いまやインターネットの普及によって、いつでも何処でもPCやスマホなどを使って映画を見ることができるようになりました。この動画配信サービスの利用も右肩上がりの成長を見せており、映画館の最大の脅威となっています。

 

今までのように、映画の上映からかなりの時間が経ってからビデオやDVDが販売、レンタルされるというサイクルから、映画上映が終了してすぐに配信されるものも少なくありません。しかも、低価格で1か月見放題など、映画を映画館で観るというメリットが増々無くなている現状を打破するには更なる映画館の特徴を活かした差別化が必要となります。

 

第3章 ライブビューイングや爆音映画館

 

映画館の最大のメリットといえば、やはり大画面と大音量。臨場感あふれる画面と爆音を出せるサラウンドシステムです。いま、これらを活かした映画や音楽ライブを映画館で楽しもうという試みがなされています。

 

プラチナチケットのようなコンサートでも、比較的とりやすく、また安く見ることが可能。

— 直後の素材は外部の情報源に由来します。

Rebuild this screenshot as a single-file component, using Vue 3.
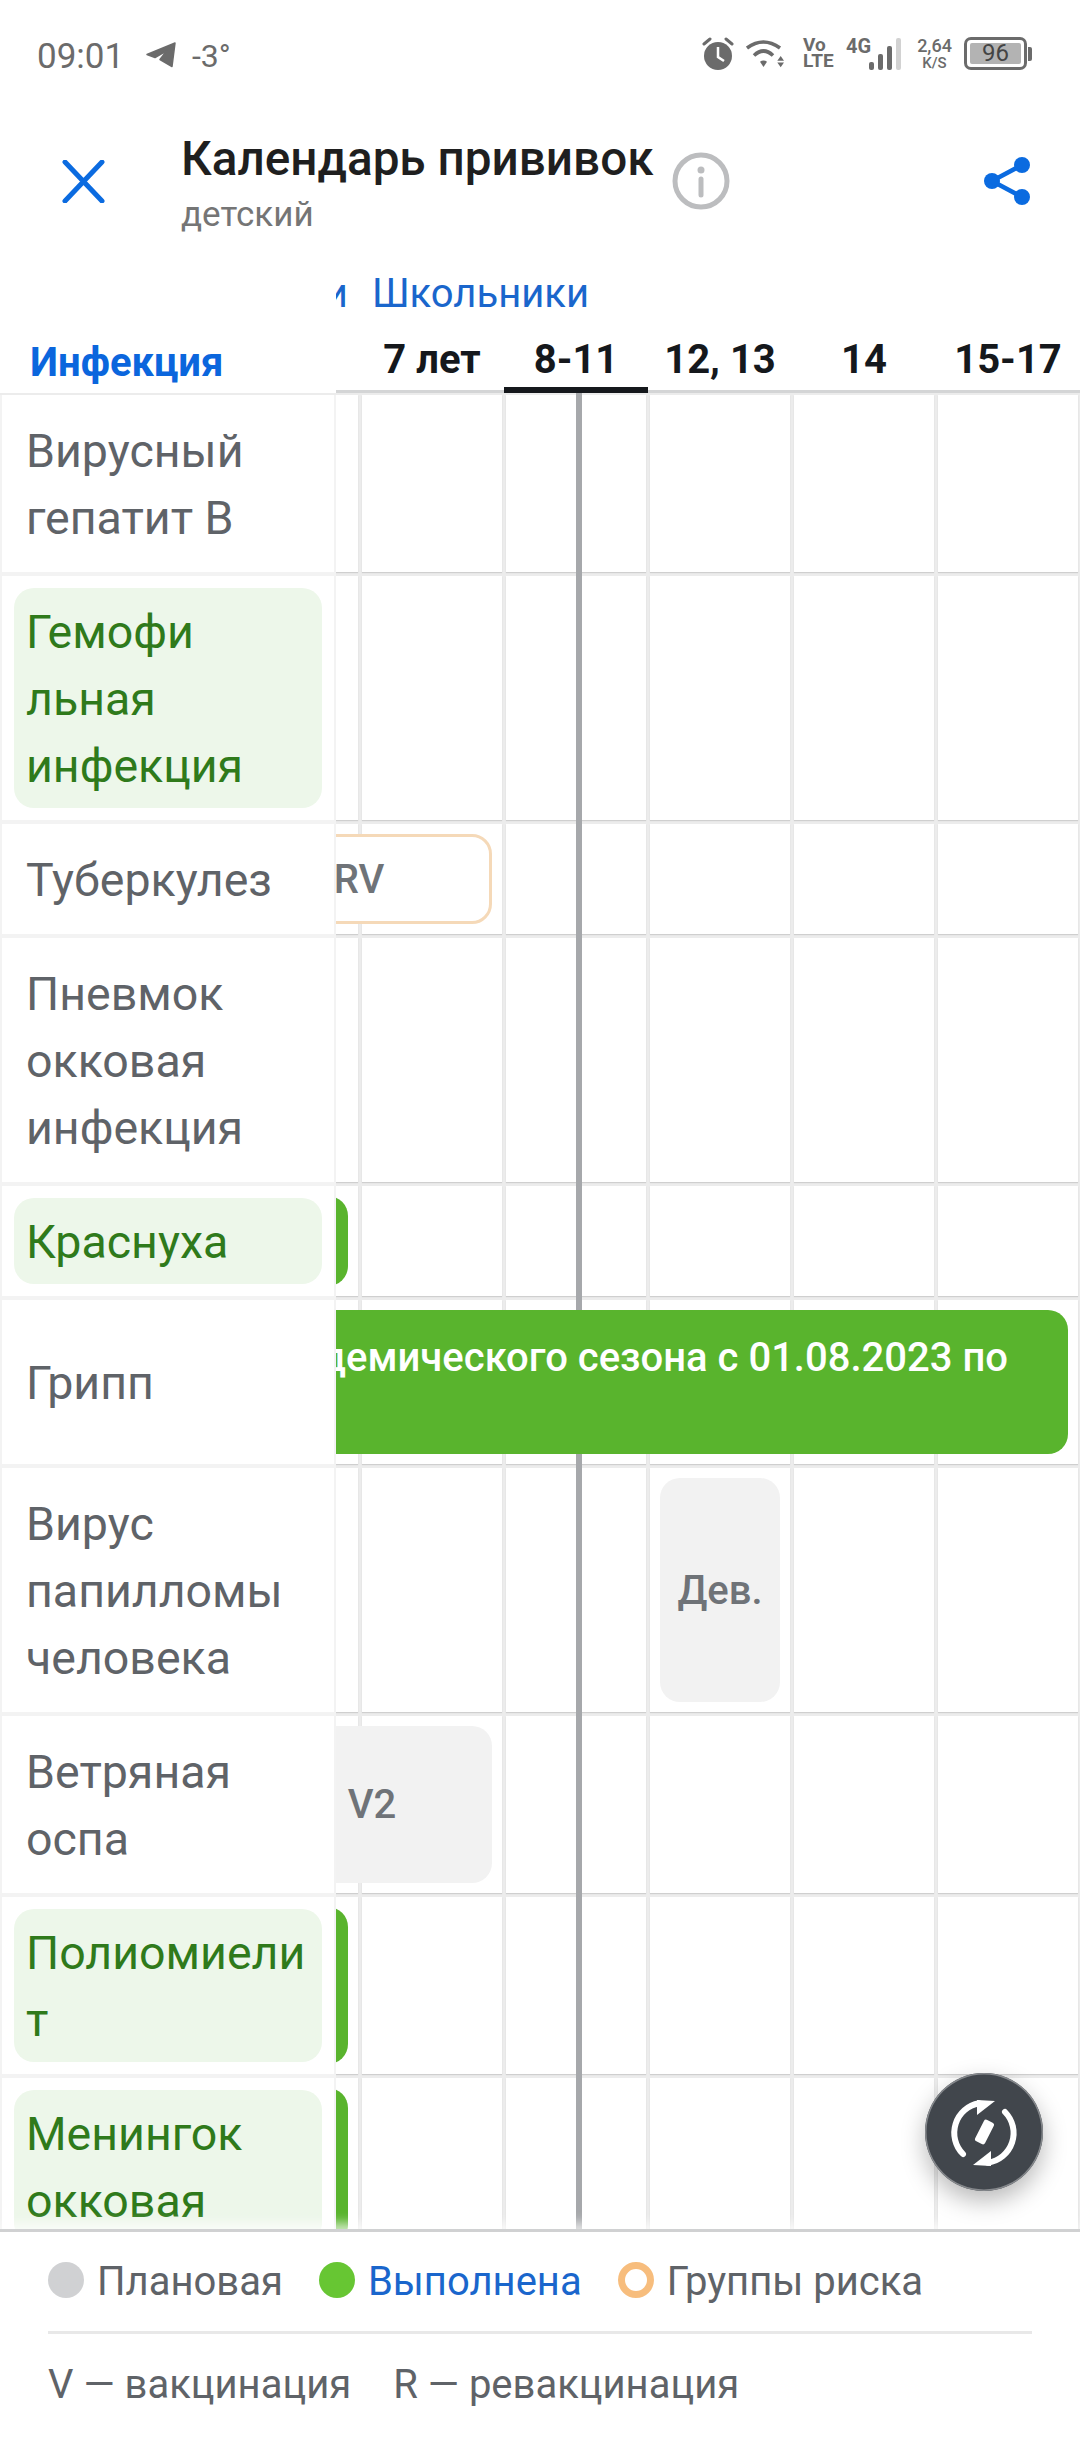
<script setup>
const ages = [
  { label: '', },
  { label: '7 лет' },
  { label: '8-11', active: true },
  { label: '12, 13' },
  { label: '14' },
  { label: '15-17' }
]
const rows = [
  { lines: ['Вирусный', 'гепатит В'] },
  { lines: ['Гемофи', 'льная', 'инфекция'], done: true },
  { lines: ['Туберкулез'], ev: { kind: 'risk', text: 'RV', col: '1 / span 2', cls: 'ev-rv' } },
  { lines: ['Пневмок', 'окковая', 'инфекция'] },
  { lines: ['Краснуха'], done: true, ev: { kind: 'green', text: '', col: '1 / span 1', cls: 'ev-edge' } },
  { lines: ['Грипп'], ev: { kind: 'flu', text: 'эпидемического сезона с 01.08.2023 по', col: '1 / span 6', cls: 'ev-flu' } },
  { lines: ['Вирус', 'папилломы', 'человека'], ev: { kind: 'plan', text: 'Дев.', col: '4 / span 1', cls: 'ev-dev' } },
  { lines: ['Ветряная', 'оспа'], ev: { kind: 'plan', text: 'V2', col: '1 / span 2', cls: 'ev-v2' } },
  { lines: ['Полиомиели', 'т'], done: true, ev: { kind: 'green', text: '', col: '1 / span 1', cls: 'ev-edge' } },
  { lines: ['Менингок', 'окковая'], done: true, ev: { kind: 'green', text: '', col: '1 / span 1', cls: 'ev-edge' } }
]
</script>

<template>
  <div class="page">
    <div class="status">
      <span class="time">09:01</span>
      <svg class="tg" width="30" height="26" viewBox="0 0 30 26"><path d="M1 12.500 29 1 26 24.500 14 17.500 21 8.500 9 15.500Z" fill="#6b6b6b" stroke="#6b6b6b" stroke-width="1.5" stroke-linejoin="round"/></svg>
      <span class="temp">-3°</span>
      <div class="status-right">
        <svg width="32" height="33" viewBox="0 0 32 33"><circle cx="16" cy="19" r="14" fill="#6b6b6b"/><path d="M16 10v10l6 4" fill="none" stroke="#fff" stroke-width="2.5"/><path d="M2 7 8 2M30 7 24 2" stroke="#6b6b6b" stroke-width="3" stroke-linecap="round"/></svg>
        <svg class="wifi" width="38" height="30" viewBox="0 0 38 30"><g fill="none" stroke="#6b6b6b" stroke-width="3.600"><path d="M1 9Q17.300-3 34 9"/><path d="M8 16.500Q17.500 7.500 27 16.500"/></g><path d="M14 22.700C16 21 19 21 21 22.700L17.500 28Z" fill="#6b6b6b"/><path d="M34.700 17 31.300 21.700H38ZM34.700 28.300 31.300 23.500H38Z" fill="#6b6b6b"/></svg>
        <div class="volte"><span>Vo</span><span>LTE</span></div>
        <span class="net">4G</span>
        <div class="bars"><i class="b1"></i><i class="b2"></i><i class="b3"></i><i class="b4"></i></div>
        <div class="speed"><span class="s1">2,64</span><span class="s2">K/S</span></div>
        <div class="battery"><div class="fill">96</div></div>
        <i class="nub"></i>
      </div>
    </div>

    <div class="topbar">
      <svg class="close" width="43" height="43" viewBox="0 0 43 43"><path d="M3 2 40 41M40 2 3 41" stroke="#0b6be0" stroke-width="5" stroke-linecap="round"/></svg>
      <div class="titles">
        <div class="title">Календарь прививок</div>
        <div class="sub">детский</div>
      </div>
      <svg class="info" width="58" height="58" viewBox="0 0 58 58"><circle cx="29" cy="29" r="26" fill="none" stroke="#bcbdbf" stroke-width="5"/><circle cx="29" cy="18" r="3.500" fill="#bcbdbf"/><path d="M29 27v16" stroke="#bcbdbf" stroke-width="5" stroke-linecap="round"/></svg>
      <svg class="share" width="48" height="50" viewBox="0 0 48 50"><g fill="#0b6be0"><circle cx="39" cy="9" r="8"/><circle cx="39" cy="41" r="8"/><circle cx="9" cy="25" r="8"/></g><path d="M39 9 9 25 39 41" fill="none" stroke="#0b6be0" stroke-width="4.500"/></svg>
    </div>

    <div class="tabs">
      <div class="tabs-in">
        <span>Дошкольники</span>
        <span>Школьники</span>
      </div>
    </div>

    <div class="head">
      <div class="head-left">Инфекция</div>
      <div class="head-track">
        <div class="grid">
          <div v-for="(a, i) in ages" :key="i" class="age" :class="{ active: a.active }">{{ a.label }}</div>
        </div>
      </div>
    </div>

    <div class="body">
      <i class="now"></i>
      <div v-for="(r, i) in rows" :key="i" class="row">
        <div class="name-wrap">
          <div class="name">
            <div class="tag" :class="{ done: r.done }">
              <div v-for="l in r.lines" :key="l">{{ l }}</div>
            </div>
          </div>
        </div>
        <div class="track">
          <div class="grid">
            <div v-for="n in 6" :key="n" class="cell" :style="{ gridColumn: n }"></div>
            <div v-if="r.ev" class="ev" :class="[r.ev.kind, r.ev.cls]" :style="{ gridColumn: r.ev.col }"><span>{{ r.ev.text }}</span></div>
          </div>
        </div>
      </div>
    </div>

    <div class="footer">
      <div class="legend">
        <i class="dot gray"></i><span class="l1">Плановая</span>
        <i class="dot green"></i><span class="l2">Выполнена</span>
        <i class="dot ring"></i><span class="l3">Группы риска</span>
      </div>
      <div class="divider"></div>
      <div class="notes">
        <span>V — вакцинация</span>
        <span>R — ревакцинация</span>
      </div>
    </div>

    <div class="fab">
      <svg width="118" height="118" viewBox="0 0 118 118">
        <g fill="none" stroke="#fff" stroke-width="6" stroke-linecap="round">
          <path d="M38 81A30 30 0 0 1 54 30.300"/>
          <path d="M80 39A30 30 0 0 1 63 89.700"/>
        </g>
        <path d="M70 28 52 27 52 42Z" fill="#fff"/>
        <path d="M48 92 66 93 66 78Z" fill="#fff"/>
        <rect x="54" y="47" width="11" height="24" rx="2.500" fill="#fff" transform="rotate(27 59.500 59)"/>
      </svg>
    </div>
  </div>
</template>

<style scoped>
.page {
  position: relative;
  width: 1080px;
  height: 2460px;
  overflow: hidden;
  background: #fff;
  font-family: Roboto, "Noto Sans", sans-serif;
}
.status {
  height: 100px;
  box-sizing: border-box;
  padding: 24px 48px 0 37px;
  display: flex;
  align-items: flex-start;
  color: #6b6b6b;
}
.time { font-size: 35px; line-height: 48px; width: 109px; margin-top: 9px; }
.tg { margin-top: 18px; }
.temp { font-size: 32px; line-height: 44px; margin-left: 16px; margin-top: 10px; }
.status-right { margin-left: auto; display: flex; align-items: flex-start; margin-top: 13px; }
.wifi { margin-left: 12px; margin-top: 2px; }
.volte { margin-left: 19px; display: flex; flex-direction: column; font-size: 19px; line-height: 16px; font-weight: 700; width: 29px; }
.net { margin-left: 14px; font-size: 20px; font-weight: 700; line-height: 18px; width: 25px; }
.bars { display: flex; align-items: flex-end; gap: 4px; height: 33px; margin-left: -2px; }
.bars i { display: block; width: 5px; background: #6b6b6b; border-radius: 2px; }
.b1 { height: 8px; }
.b2 { height: 16px; }
.b3 { height: 24px; }
.bars .b4 { height: 32px; background: #d2d2d2; }
.speed { margin-left: 15px; width: 37px; display: flex; flex-direction: column; align-items: center; font-weight: 500; }
.s1 { font-size: 18px; line-height: 18px; white-space: nowrap; }
.s2 { font-size: 15px; line-height: 16px; }
.battery { margin-left: 11px; width: 63px; height: 33px; box-sizing: border-box; border: 3px solid #6b6b6b; border-radius: 7px; padding: 3px; }
.fill { height: 100%; background: #b3b3b3; border-radius: 2px; font-size: 24px; line-height: 21px; text-align: center; color: #444; }
.nub { display: block; width: 4px; height: 14px; background: #6b6b6b; margin: 10px 0 0 1px; border-radius: 0 2px 2px 0; }

.topbar {
  height: 164px;
  box-sizing: border-box;
  padding: 0 49px 0 62px;
  display: flex;
  align-items: center;
}
.close { margin-top: -2px; }
.titles { margin-left: 76px; padding-top: 4px; }
.title { font-size: 47.700px; line-height: 56px; font-weight: 500; color: #1f1f1f; white-space: nowrap; }
.sub { font-size: 35px; line-height: 46px; color: #757575; margin-top: 5px; }
.info { margin: -2px 0 0 18px; flex: none; }
.share { margin: -2px 0 0 auto; flex: none; }

.tabs { height: 62px; margin-left: 336px; overflow: hidden; }
.tabs-in {
  display: flex;
  justify-content: flex-end;
  gap: 24px;
  padding-right: 491px;
  font-size: 40px;
  line-height: 60px;
  color: #1a66cc;
  white-space: nowrap;
}
.head { height: 67px; display: flex; }
.head-left {
  width: 336px;
  flex: none;
  box-sizing: border-box;
  padding: 12px 0 0 30px;
  font-size: 40px;
  line-height: 50px;
  font-weight: 700;
  color: #0b66dd;
}
.head-track { flex: 1; height: 67px; overflow: hidden; display: flex; }
.grid {
  flex: none;
  display: grid;
  margin-left: -120px;
  grid-template-columns: repeat(6, 144px);
  grid-template-rows: 1fr;
}
.age {
  box-sizing: border-box;
  border-bottom: 3px solid #d4d5d6;
  padding-top: 9px;
  text-align: center;
  font-size: 40px;
  line-height: 50px;
  font-weight: 700;
  color: #15181c;
  white-space: nowrap;
}
.age.active { border-bottom: 6px solid #15181c; }

.body {
  position: relative;
  height: 1836px;
  padding-top: 2px;
  box-sizing: border-box;
  overflow: hidden;
  background: #ececec;
}
.now {
  position: absolute;
  z-index: 1;
  left: 576px;
  top: 0;
  bottom: 0;
  width: 6px;
  background: #a6a8ab;
}
.row { display: flex; }
.name-wrap {
  width: 336px;
  flex: none;
  box-sizing: border-box;
  padding: 0 2px 4px;
  background: #f3f3f3;
}
.name {
  background: #fff;
  padding: 12px;
  height: 100%;
  box-sizing: border-box;
  display: flex;
  flex-direction: column;
  justify-content: center;
}
.tag {
  border-radius: 20px;
  padding: 11px 12px 8px;
  font-size: 46.500px;
  line-height: 67px;
  color: #5f6368;
  white-space: nowrap;
}
.tag.done { background: #edf7ea; color: #2f7a1b; }
.track { flex: 1; min-width: 0; overflow: hidden; display: flex; background: #ececec; padding-bottom: 4px; }
.cell { grid-row: 1; background: #fff; margin: 0 2px; box-shadow: 0 1px 1px #cfcfcf; }
.ev {
  grid-row: 1;
  position: relative;
  z-index: 2;
  margin: 10px 12px 10px 10px;
  border-radius: 20px;
  display: flex;
  align-items: center;
  justify-content: center;
  font-size: 40px;
  font-weight: 500;
  color: #6f7378;
  white-space: nowrap;
  overflow: hidden;
  box-sizing: border-box;
}
.risk { background: #fff; border: 3px solid #f5d9b8; }
.plan { background: #f2f2f2; }
.green { background: #59b42d; }
.ev-v2 { margin-left: 36px; }
.ev-dev { margin-left: 12px; margin-right: 12px; }
.flu {
  min-height: 144px;
  background: #59b42d;
  color: #fff;
  justify-content: flex-end;
  align-items: flex-start;
  padding: 27px 60px 0 0;
  line-height: 42px;
}

.footer {
  position: relative;
  z-index: 4;
  height: 231px;
  box-sizing: border-box;
  border-top: 3px solid #d0d1d2;
  background: #fff;
  padding: 30px 48px 0;
  box-shadow: 0 -6px 10px rgba(255, 255, 255, 0.7);
  color: #5f6368;
  font-size: 40px;
}
.legend { display: flex; align-items: center; height: 36px; line-height: 44px; }
.dot { display: block; width: 36px; height: 36px; border-radius: 50%; box-sizing: border-box; flex: none; }
.gray { background: #d0d1d3; }
.dot.green { background: #67c633; margin-left: 36px; }
.ring { border: 7px solid #f7bd7d; margin-left: 36px; }
.l1, .l2, .l3 { margin-left: 13px; padding-top: 3px; }
.l2 { color: #1a66cc; }
.divider { height: 3px; background: #e8e8e8; margin-top: 33px; }
.notes { margin-top: 29px; line-height: 44px; display: flex; gap: 42px; }

.fab {
  position: absolute;
  z-index: 5;
  left: 925px;
  top: 2073px;
  width: 118px;
  height: 118px;
  border-radius: 50%;
  background: #41464c;
  box-shadow: inset 0 0 0 1.500px #85888c, 0 10px 24px rgba(0, 0, 0, 0.28);
}
.fab svg { display: block; }
</style>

ロックコンサートのような空気感はなくとも、大勢のファンと一緒にその時間を楽しむことができるのはライブビューイングの大きなメリットになります。音響を楽しむという点では、アクション映画で普段よりも音のボリュームをあげて映画を楽しむ爆音映画館もコアなファンから支持を得ています。

 

このように、今後のエンターテインメント業界で映画館が生き残るには、他のコンテンツにはないメリットを最大限に活かし、映画だけでなく老若男女が楽しめるアトラクション的な要素を取り入れていくことが重要ではないでしょうか。